On citerait vingt autres passages, vingt autres parenthèses du même genre ; madame de Grignan plaide le libre arbitre, madame de Sévigné prêche la prédestination. Mais de quel ton la prêche-t-elle ? Voici un endroit encore qui est peut-être le principal et le plus suivi :

« Vous lisez donc saint Paul et saint Augustin[1] ; voilà les bons ouvriers pour rétablir la souveraine volonté de Dieu.
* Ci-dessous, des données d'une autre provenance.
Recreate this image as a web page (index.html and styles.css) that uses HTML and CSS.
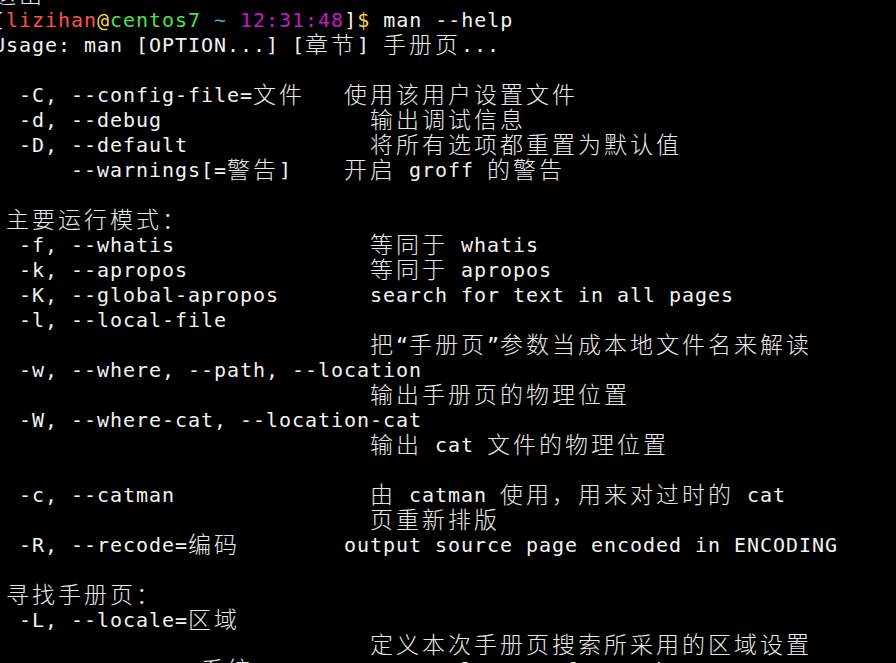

Ils ne marchandent point à dire que Dieu dispose de ses créatures ; comme le potier, il en choisit, il en rejette ; ils ne sont point en peine de faire des compliments pour sauver sa justice, car il n’y a point d’autre justice que sa volonté : c’est la justice même, c’est la règle ; et, après tout, que doit-il aux hommes ? Que leur appartient-il ? Rien du tout. Il leur fait donc justice, quand il les laisse à cause du Péché originel, qui est le fondement de tout, et il fait miséricorde au petit nombre de ceux qu’il sauve par son Fils. Jésus-Christ le dit lui-même : « Je connois mes brebis, je les mènerai paître moi-même, je n’en perdrai aucune ; je les connois, elles me connoissent. Je vous ai choisis, dit-il à ses Apôtres, ce n’est pas vous qui m’avez choisi. » Je trouve mille passages sur ce ton, je les entends tous ; et quand je vois le contraire[2], je dis : C’est qu’ils ont voulu parler communément ; c’est comme quand on dit que Dieu s’est repenti, qu’il est en furie ; c’est qu’ils parlent aux hommes ; et je me tiens à cette première et grande vérité qui est toute divine, qui me représente Dieu comme Dieu comme un maître, comme un souverain Créateur et auteur de l’Univers, et comme un Être enfin très-parfait, selon la réflexion de votre père (Descartes). Voilà mes petites pensées respectueuses, dont je ne tire point de conséquences ridicules, et qui ne m’ôtent point l’espérance d’être du nombre choisi, après tant de grâces qui sont des préjugés et des fondements de cette confiance. Je hais mortellement à vous parler de tout cela : pourquoi m’en parlez-vous ? Ma plume

  1. Lettre du 14 juillet 1680.
  2. C’est-à-dire des passages qui semblent supposer l’existence et les droits du libre arbitre.